Tips for freezing zucchini
- Although it is usually recommended to salt the water when blanching vegetables, avoid adding any salt if you’re going to freeze zucchini. It will result in mushy veggies.
- Freeze chopped zucchini on a baking sheet individually first, then transfer to a bag for freezing. This will stop the pieces from clumping together.
- The best zucchini for freezing chopped are firm and young with bright skin. They should be free from wrinkles, bruises, or soft spots. Mature zucchinis are best puréed or shredded before freezing.
- For best results freeze the zucchinis when they are at their freshest rather than letting them sit in the refrigerator for several days.
- Food expands once frozen so don’t overfill the freezer bag as it could burst, exposing the zucchini to freezer burn and other unwanted aromas in the freezer.
- Try to freeze the bags as flat as possible so that they use up less space in the freezer.
Zucchinis, also known as courgettes, are an excellent option for freezing.
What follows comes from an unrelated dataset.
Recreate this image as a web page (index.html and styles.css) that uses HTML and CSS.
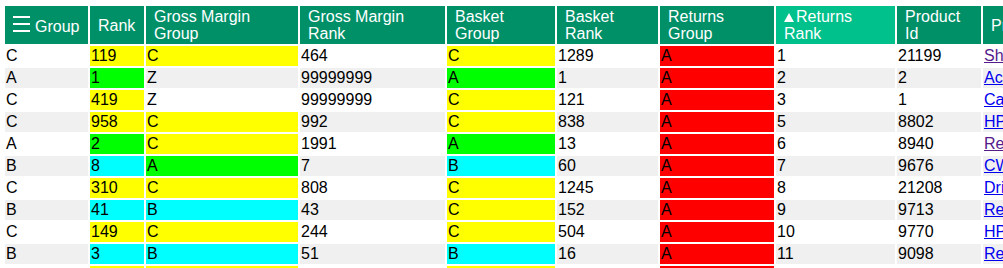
FILE: index.html
```html
<!DOCTYPE html>
<html>
<head>
<meta charset="utf-8">
<title>Product groups</title>
<link rel="stylesheet" href="styles.css">
</head>
<body>
<table class="grid">
  <thead>
    <tr>
      <th class="w-group"><svg class="menu" width="17" height="16" viewBox="0 0 17 16"><rect x="0" y="0" width="17" height="2" fill="#fff"/><rect x="0" y="7" width="17" height="2" fill="#fff"/><rect x="0" y="14" width="17" height="2" fill="#fff"/></svg>Group</th>
      <th class="w-rank">Rank</th>
      <th class="w-gmg">Gross Margin<br>Group</th>
      <th class="w-gmr">Gross Margin<br>Rank</th>
      <th class="w-bg">Basket<br>Group</th>
      <th class="w-br">Basket<br>Rank</th>
      <th class="w-rg">Returns<br>Group</th>
      <th class="w-rr sorted"><svg class="sort" width="10" height="9" viewBox="0 0 10 9"><polygon points="5,0 10,9 0,9" fill="#fff"/></svg>Returns<br>Rank</th>
      <th class="w-pid">Product<br>Id</th>
      <th class="w-pn">Product Name</th>
    </tr>
  </thead>
  <tbody>
    <tr><td>C</td><td class="y">119</td><td class="y">C</td><td>464</td><td class="y">C</td><td>1289</td><td class="r">A</td><td>1</td><td>21199</td><td><a class="visited" href="#p21199">Shower Curtain Rings</a></td></tr>
    <tr><td>A</td><td class="g">1</td><td>Z</td><td>99999999</td><td class="g">A</td><td>1</td><td class="r">A</td><td>2</td><td>2</td><td><a class="link" href="#p2">Acrylic Paint Set</a></td></tr>
    <tr><td>C</td><td class="y">419</td><td>Z</td><td>99999999</td><td class="y">C</td><td>121</td><td class="r">A</td><td>3</td><td>1</td><td><a class="link" href="#p1">Cable Ties</a></td></tr>
    <tr><td>C</td><td class="y">958</td><td class="y">C</td><td>992</td><td class="y">C</td><td>838</td><td class="r">A</td><td>5</td><td>8802</td><td><a class="link" href="#p8802">HP Laptop Charger</a></td></tr>
    <tr><td>A</td><td class="g">2</td><td class="y">C</td><td>1991</td><td class="g">A</td><td>13</td><td class="r">A</td><td>6</td><td>8940</td><td><a class="visited" href="#p8940">Red Wine Glasses</a></td></tr>
    <tr><td>B</td><td class="c">8</td><td class="g">A</td><td>7</td><td class="c">B</td><td>60</td><td class="r">A</td><td>7</td><td>9676</td><td><a class="link" href="#p9676">CW Desk Lamp</a></td></tr>
    <tr><td>C</td><td class="y">310</td><td class="y">C</td><td>808</td><td class="y">C</td><td>1245</td><td class="r">A</td><td>8</td><td>21208</td><td><a class="link" href="#p21208">Drill Bit Set</a></td></tr>
    <tr><td>B</td><td class="c">41</td><td class="c">B</td><td>43</td><td class="y">C</td><td>152</td><td class="r">A</td><td>9</td><td>9713</td><td><a class="link" href="#p9713">Remote Control</a></td></tr>
    <tr><td>C</td><td class="y">149</td><td class="y">C</td><td>244</td><td class="y">C</td><td>504</td><td class="r">A</td><td>10</td><td>9770</td><td><a class="link" href="#p9770">HP Ink Cartridge</a></td></tr>
    <tr><td>B</td><td class="c">3</td><td class="c">B</td><td>51</td><td class="c">B</td><td>16</td><td class="r">A</td><td>11</td><td>9098</td><td><a class="link" href="#p9098">Reading Glasses</a></td></tr>
    <tr><td>C</td><td class="y">155</td><td class="y">C</td><td>312</td><td class="y">C</td><td>97</td><td class="r">A</td><td>12</td><td>9101</td><td><a class="link" href="#p9101">Rope Light</a></td></tr>
  </tbody>
</table>
</body>
</html>
```
FILE: styles.css
```css
html, body {
  overflow: hidden;
}
body {
  margin: 0;
  background: #fff;
  font-family: "Liberation Sans", Arial, sans-serif;
  font-size: 16px;
  color: #000;
}
.grid {
  margin: 4px 0 0 3px;
  border-collapse: separate;
  border-spacing: 2px;
  table-layout: fixed;
  width: 1182px;
}
.grid th,
.grid td {
  box-sizing: border-box;
  white-space: nowrap;
  overflow: hidden;
}
.grid th {
  background: #009068;
  color: #fff;
  font-weight: normal;
  text-align: left;
  vertical-align: middle;
  line-height: 17px;
  padding: 2px 8px;
  height: 38px;
}
.grid th.sorted {
  background: #00c08c;
}
.grid td {
  line-height: 18px;
  padding: 1px;
  height: 20px;
}
.grid tbody tr:nth-child(even) td {
  background: #f0f0f0;
}
.grid tbody tr td.y { background: #ffff00; }
.grid tbody tr td.g { background: #00ff00; }
.grid tbody tr td.c { background: #00ffff; }
.grid tbody tr td.r { background: #ff0000; }

.menu {
  vertical-align: baseline;
  margin-right: 5px;
}
.sort {
  vertical-align: baseline;
  margin-right: 2px;
}

.w-group { width: 83px; }
.w-rank { width: 54px; }
.w-gmg { width: 152px; }
.w-gmr { width: 145px; }
.w-bg { width: 108px; }
.w-br { width: 101px; }
.w-rg { width: 114px; }
.w-rr { width: 119px; }
.w-pid { width: 84px; }
.w-pn { width: 200px; }

a.link { color: #0000ee; text-decoration: underline; }
a.visited { color: #551a8b; text-decoration: underline; }
```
This is good to know when we get inundated with overwhelming crops in Summer, or they’re on sale at the store. Keep in mind that they have high levels of moisture so if you’re freezing chopped zucchini then it’s best to freeze the pieces individually on a baking sheet before transferring to bags. This will avoid clumping which can be quite frustrating when you’re in a hurry to cook dinner.
Once thawed, a zucchini will turn a little mushy, and won’t have the same delicious texture that you get from the fresh ones. However, they are still excellent for adding to baked goods and for using in slow-cooked recipes like a casserole.